In a world where music royalty is actually immortal, Otis Ray Redding Jr. turns 70 tomorrow. The man graced with the sweetest voice to bless my ears would’ve grown more raspy with age, but still carry the aura of the world’s most soulful man. Instead, the voice has been gone for nearly 44 years.
Redding died in a Wisconsin plane crash in 1967 at the age of 26. Exactly one year later, in a coincidence that gives me shudders, my favorite social activist/theologian — Thomas Merton — was accidentally-electrocuted at the age of 53.
The fit is actually rather natural. When I was younger I found it necessary to plaster my bedroom with quotes and photos of the two men (along with Steve Yzerman and other folks). I would’ve found it soul-crushing to know I would never converse with the two or gone on some wild goose chase to obtain something autographed by the men.

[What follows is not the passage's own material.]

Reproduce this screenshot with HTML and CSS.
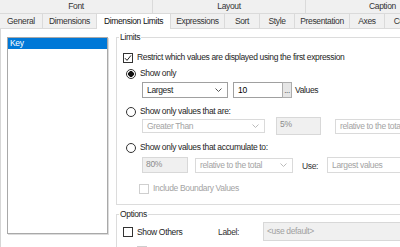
FILE: index.html
```html
<!DOCTYPE html>
<html lang="en">
<head>
    <meta charset="UTF-8">
    <meta name="viewport" content="width=device-width, initial-scale=1.0">
    <title>Chart Properties</title>
    <link rel="stylesheet" href="styles.css">
</head>
<body>
    <!-- Tab group headers -->
    <div class="tab-groups">
        <div class="tab-group">Font</div>
        <div class="tab-group">Layout</div>
        <div class="tab-group caption-group">Caption</div>
    </div>

    <!-- Tabs -->
    <div class="tabs">
        <div class="tab tab-general">General</div>
        <div class="tab tab-dimensions">Dimensions</div>
        <div class="tab tab-limits active">Dimension Limits</div>
        <div class="tab tab-expressions">Expressions</div>
        <div class="tab tab-small">Sort</div>
        <div class="tab tab-small">Style</div>
        <div class="tab tab-presentation">Presentation</div>
        <div class="tab tab-small">Axes</div>
        <div class="tab tab-colors">Colors</div>
    </div>

    <div class="panel">
        <div class="dim-list">
            <div class="dim-item selected">Key</div>
        </div>

        <div class="settings">
            <fieldset class="group limits">
                <legend>Limits</legend>

                <div class="row line restrict-row">
                    <span class="checkbox">
                        <svg width="8" height="8" viewBox="0 0 8 8"><polyline points="1,4.2 3,6.4 7,1.4" fill="none" stroke="#222" stroke-width="1"/></svg>
                    </span>
                    <span class="gap">Restrict which values are displayed using the first expression</span>
                </div>

                <div class="row line radio-row show-only-row">
                    <span class="radio checked"></span>
                    <span class="gap">Show only</span>
                </div>

                <div class="row indent largest-row">
                    <div class="select select-largest">
                        <span>Largest</span>
                        <svg width="7" height="4" viewBox="0 0 7 4"><polyline points="0.5,0.5 3.5,3.5 6.5,0.5" fill="none" stroke="#555"/></svg>
                    </div>
                    <div class="number-input">10</div>
                    <div class="dots-button">...</div>
                    <span class="values-text">Values</span>
                </div>

                <div class="row line radio-row values-row">
                    <span class="radio"></span>
                    <span class="gap">Show only values that are:</span>
                </div>

                <div class="row indent greater-row">
                    <div class="select disabled select-greater">
                        <span>Greater Than</span>
                        <svg width="7" height="4" viewBox="0 0 7 4"><polyline points="0.5,0.5 3.5,3.5 6.5,0.5" fill="none" stroke="#bbb"/></svg>
                    </div>
                    <div class="field field-percent">5%</div>
                    <div class="select disabled select-relative-cut">
                        <span>relative to the total</span>
                    </div>
                </div>

                <div class="row line radio-row accumulate-row">
                    <span class="radio"></span>
                    <span class="gap">Show only values that accumulate to:</span>
                </div>

                <div class="row indent accumulate-fields">
                    <div class="field field-accumulate">80%</div>
                    <div class="select disabled select-relative">
                        <span>relative to the total</span>
                        <svg width="7" height="4" viewBox="0 0 7 4"><polyline points="0.5,0.5 3.5,3.5 6.5,0.5" fill="none" stroke="#bbb"/></svg>
                    </div>
                    <span class="use-text">Use:</span>
                    <div class="select disabled select-use">
                        <span>Largest values</span>
                    </div>
                </div>

                <div class="row line boundary-row">
                    <span class="checkbox disabled"></span>
                    <span class="gap disabled-text">Include Boundary Values</span>
                </div>
            </fieldset>

            <fieldset class="group options">
                <legend>Options</legend>

                <div class="row others-row">
                    <span class="checkbox"></span>
                    <span class="gap others-text">Show Others</span>
                    <span class="label-text">Label:</span>
                    <div class="field field-label">&lt;use default&gt;</div>
                </div>

                <div class="row line next-row">
                    <span class="checkbox disabled indent-check"></span>
                </div>
            </fieldset>
        </div>
    </div>
</body>
</html>
```

FILE: styles.css
```css
body {
    margin: 0;
    width: 400px;
    height: 247px;
    overflow: hidden;
    background-color: #ffffff;
    font-family: "Liberation Sans", Arial, sans-serif;
    font-size: 8.5px;
    letter-spacing: -0.35px;
    color: #1e1e1e;
}

/* Tabs */
.tab-groups {
    display: flex;
    height: 13px;
    line-height: 13px;
    background-color: #f0f0f0;
    border-bottom: 1px solid #dadada;
    width: 460px;
}

.tab-group {
    flex: none;
    width: 152px;
    border-right: 1px solid #dadada;
    text-align: center;
    color: #333;
}

.caption-group {
    width: 153px;
}

.tabs {
    display: flex;
    height: 14px;
    line-height: 14px;
    background-color: #f0f0f0;
    border-bottom: 1px solid #dadada;
    width: 460px;
}

.tab {
    flex: none;
    text-align: center;
    border-right: 1px solid #dadada;
    color: #333;
}

.tab-general { width: 42px; }
.tab-dimensions { width: 53px; }
.tab-limits { width: 73px; }
.tab-expressions { width: 53px; }
.tab-small { width: 34px; }
.tab-presentation { width: 54px; }
.tab-colors { width: 40px; }

.tab.active {
    background-color: #ffffff;
    height: 15px;
    margin-bottom: -1px;
    color: #111;
}

/* Panel */
.panel {
    display: flex;
    height: 218px;
    border-left: 1px solid #d6d6d6;
}

.dim-list {
    flex: none;
    width: 99px;
    height: 195px;
    margin: 8px 0 0 6px;
    border: 1px solid #a9a9a9;
    box-shadow: 1px 1px 0 #dcdcdc;
    background-color: #ffffff;
}

.dim-item {
    height: 11px;
    line-height: 11px;
    padding-left: 2px;
}

.dim-item.selected {
    background-color: #0078d7;
    color: #ffffff;
}

.settings {
    flex: none;
    width: 320px;
    margin-left: 8px;
    padding-top: 3px;
}

/* Group boxes */
.group {
    margin: 0;
    padding: 0 0 0 6px;
    border: 1px solid #dcdcdc;
    min-width: 0;
}

.group legend {
    padding: 0 1px;
    margin-left: -4px;
    line-height: 11px;
}

.limits {
    padding-bottom: 10px;
}

.options {
    margin-top: 4px;
    height: 40px;
}

.row {
    display: flex;
    align-items: center;
}

.line {
    height: 11px;
    line-height: 11px;
}

.gap {
    margin-left: 4px;
    white-space: nowrap;
}

.indent {
    margin-left: 19px;
}

.restrict-row { margin-top: 9px; }
.show-only-row { margin-top: 5px; }
.largest-row { margin-top: 3px; height: 16px; }
.values-row { margin-top: 8px; }
.greater-row { margin-top: 0; height: 18px; }
.accumulate-row { margin-top: 7px; }
.accumulate-fields { margin-top: 4px; height: 16px; }
.boundary-row { margin-top: 10px; }

.radio-row .radio {
    margin-left: 3px;
}

/* Controls */
.checkbox {
    flex: none;
    box-sizing: border-box;
    width: 10px;
    height: 10px;
    border: 1px solid #333;
    background-color: #ffffff;
    display: flex;
    align-items: center;
    justify-content: center;
}

.checkbox.disabled {
    border-color: #cfcfcf;
}

.boundary-row .checkbox {
    margin-left: 16px;
}

.disabled-text {
    color: #a3a3a3;
}

.radio {
    flex: none;
    box-sizing: border-box;
    width: 10px;
    height: 10px;
    border: 1px solid #333;
    border-radius: 50%;
    background-color: #ffffff;
}

.radio.checked {
    background: radial-gradient(circle, #111 0 2.6px, #fff 3.1px);
}

.select {
    flex: none;
    box-sizing: border-box;
    display: flex;
    align-items: center;
    justify-content: space-between;
    padding: 0 5px 0 4px;
    border: 1px solid #a0a0a0;
    background-color: #ffffff;
    white-space: nowrap;
    overflow: hidden;
}

.select.disabled {
    border-color: #dadada;
    color: #a3a3a3;
}

.select-largest {
    width: 86px;
    height: 16px;
}

.number-input {
    flex: none;
    box-sizing: border-box;
    width: 49px;
    height: 16px;
    margin-left: 5px;
    padding-left: 4px;
    line-height: 14px;
    border: 1px solid #a0a0a0;
    border-right: none;
    color: #000;
}

.dots-button {
    flex: none;
    box-sizing: border-box;
    width: 10px;
    height: 16px;
    border: 1px solid #adadad;
    background-color: #e6e6e6;
    font-size: 8px;
    line-height: 16px;
    text-align: center;
    color: #333;
}

.values-text {
    margin-left: 3px;
}

.select-greater {
    width: 123px;
    height: 14px;
    align-self: center;
}

.field {
    flex: none;
    box-sizing: border-box;
    padding: 1px 3px;
    line-height: 11px;
    border: 1px solid #d8d8d8;
    background-color: #f0f0f0;
    color: #8c8c8c;
    white-space: nowrap;
}

.field-percent {
    width: 45px;
    height: 18px;
    margin-left: 11px;
}

.select-relative-cut {
    width: 90px;
    height: 15px;
    margin-left: 14px;
}

.field-accumulate {
    width: 46px;
    height: 16px;
}

.select-relative {
    width: 98px;
    height: 15px;
    margin-left: 7px;
}

.use-text {
    margin-left: 9px;
    align-self: flex-end;
    line-height: 13px;
    color: #333;
}

.select-use {
    width: 90px;
    height: 16px;
    margin-left: 9px;
}

.others-row {
    margin-top: 2px;
    height: 19px;
}

.others-text {
    width: 81px;
}

.label-text {
    width: 45px;
    color: #333;
}

.field-label {
    width: 150px;
    height: 19px;
    padding: 3px 3px;
    color: #a0a0a0;
}

.next-row {
    margin-top: 4px;
}

.indent-check {
    margin-left: 14px;
}
```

But that’s what so incredible about music. If you stripped all my belongings from me save a few records, I could get by on the company of friends, family and music. Redding’s voice kills me nearly every time I hear it. Like Sam Cooke, Jackie Wilson, David Ruffin and precious few others, the sound of Redding singing cuts to something in the core of me. Something about his delivery — whether it be a cry, a moan or a roar — pokes at whatever it is in my body that triggers emotion. Dude can make me cry. When he borrows Sam Cooke’s legendary “A Change Is Gonna Come,” he owns it til Sam takes it back. It’s magic.
I’m not going to say there aren’t those active in music with some sort of ability to call upon that feeling, but most of them feel like they are trying to find that emotion because someone told them they must. They rarely do. Going back to the debut of Mariah Carey and extending into the American Voice of Talent Idols age, it’s been more vocal range exhibitions than those special moments provided by Motown and its surrounding acts.
In my perfect immortal world, God took Redding up to Heaven to spearhead a new era of awesome from the angel choirs. In fact, days like today with a string of his and Cooke’s music hit me just right and so versatile.
“(Sittin’ On) The Dock of The Bay” is fishing with my father, uncle and me in Red Bay, Ontario when I was a kid.
“I Can’t Turn You Loose” is an impromptu dance party with my wife and son (the former wouldn’t let me name the latter Otis, FYI).
The aforementioned “A Change Is Gonna Come” is hope.
Rest in peace, Otis. Thanks for the pipes.